Not only glad, I was also relieved. Work has been stressful lately. I hate it.

Should I stay or should I go? That question still lingers in my head, over and over. Not only haunting, but it’s also quite disturbing.

If they fire me, then I won’t have to make that final decision by myself. Like I’ve said, they’ll be setting me free – doing me a huge favour. I’ll just have to start moving to the next steps forward like a calculative chess player (well, eventhough I never play chess all my life.)

What if they still want me to stay? That’s a good question. Do I still want to, after all they’ve done to me? After all those mixed messages and blame games they keep on playing when something falls?

No. Enough is enough. I may sound snobbish about this, but I deserve to be happy too.

Well, no one from the HR team turned up last Friday – so that should be a relief, right? But then again, I’ve already lost the will. My heart’s no longer in it.

That’s why I’ve started looking for other opportunities out there. (This is not the end of my world.) Hazel Eyes is right; this job is unhealthy for me. I can’t work well under continuous scrutiny. I won’t be happy.

In fact, I’m already very, very unhappy.

Oh, well. We’ll see...

So, anyway – let’s go back to last Thursday...

Ma had wanted to spend overnight with me in the central of the city (in my cramped, rented room – but she said it was okay). However, at the last minute she cancelled out of her exhaustion. (Poor Mommy.) Nessa had also wanted to see a horror movie with me somewhere, but she also cancelled the plan. No problem. I didn’t feel like going anywhere that day, so I just hung around Setiabudi One all day with my laptop – working and writing. I had my super brunch at Imperial again – linguine with salmon, fresh zucchini, and onion rings. Good time for me. I ordered coffee at Starbucks, something I hadn’t done in a very long time. (I rarely do so, due to the fact that it’s madly expensive. I only go there when I need the decent wi-fi connection, hehe.)

While I was there, I crossed path with Tony B. He’d been waiting for his friends, because they wanted to watch the new remake of “Godzilla”.

He said I could come back to the school full week, if they really wanted to fire me – or if I couldn’t take the pressure anymore. I’d wanted to cry when I heard him say that, but managed to hold it back somehow. Stay strong, I silently ordered myself, watching his back as we parted. He’s not your father. Yours is already dead...

Poor Josh is losing his daughter Kaysia. She’s been taken away from him by his ex-wife and new husband. So far, all I can do is spread the sad news online and help him find legal facts regarding the custody law in this country...

Last Friday, I hung out with ‘Goddess M’ and Tya in Plaza Indonesia. ‘Goddess M’ offered me a freelance, content-writing job and I simply accepted it – just in case.

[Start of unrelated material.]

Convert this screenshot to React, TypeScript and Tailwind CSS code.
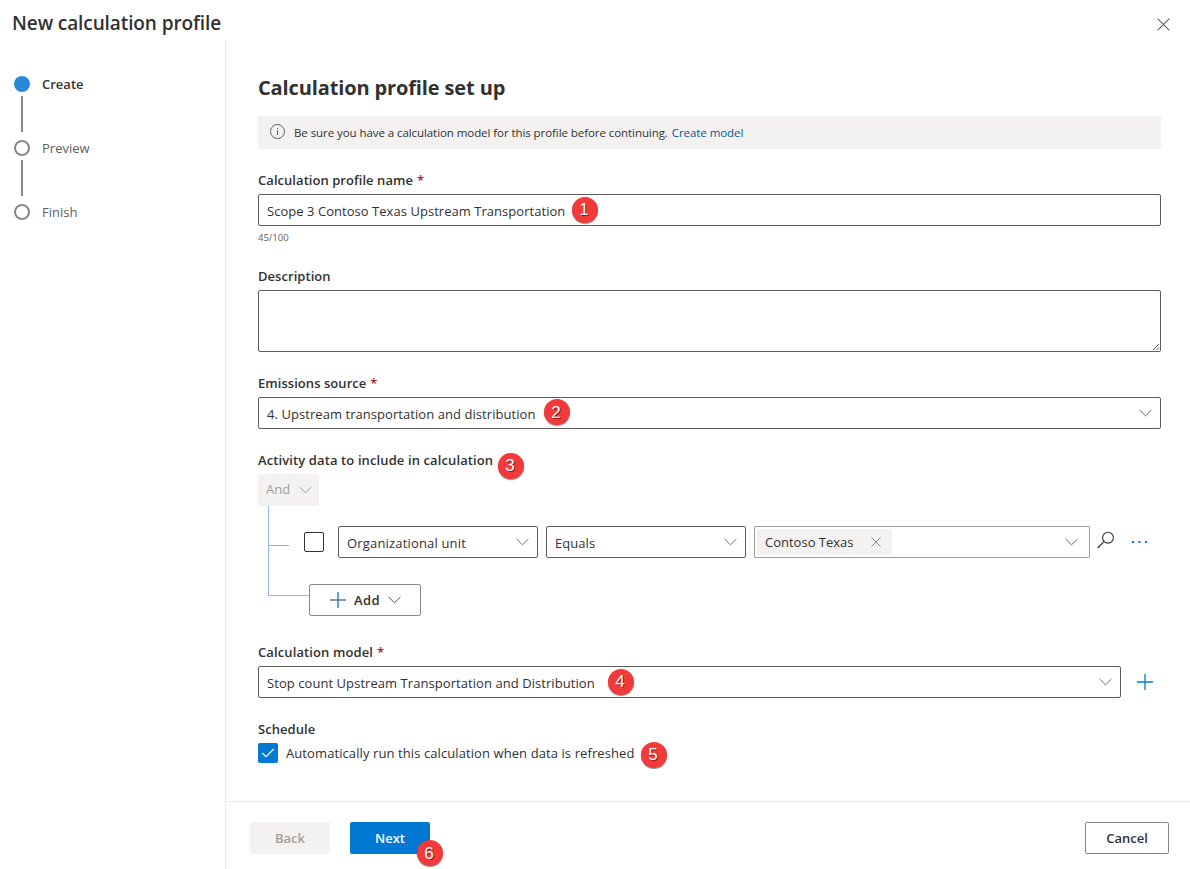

So, they’re not firing me. (Yet?) I don’t know why, but I still feel empty. Hazel Eyes’ tarot card ‘reading’ discovered a reversed Queen of Swords for me – and Niko said I should get the hell out of there a.s.a.p., because he was also ‘sensing’ my ‘dying energy’. So far, I’ve asked Angie from another company to help me. I still hope I know what I’m doing and it’s the right thing. I hope there are no hassles getting in the way.

Do I sound like a quitter and coward to you – or am I just being more realistic? For me, more money doesn’t matter much – if I get sick and tired easily...and I’m far from feeling happy...

Most of all, I miss writing what I really, really love – but I live in the real world where earning more from fiction is largely based on luck instead of actual skills and intelligence...

Should I stay or should I go?

R.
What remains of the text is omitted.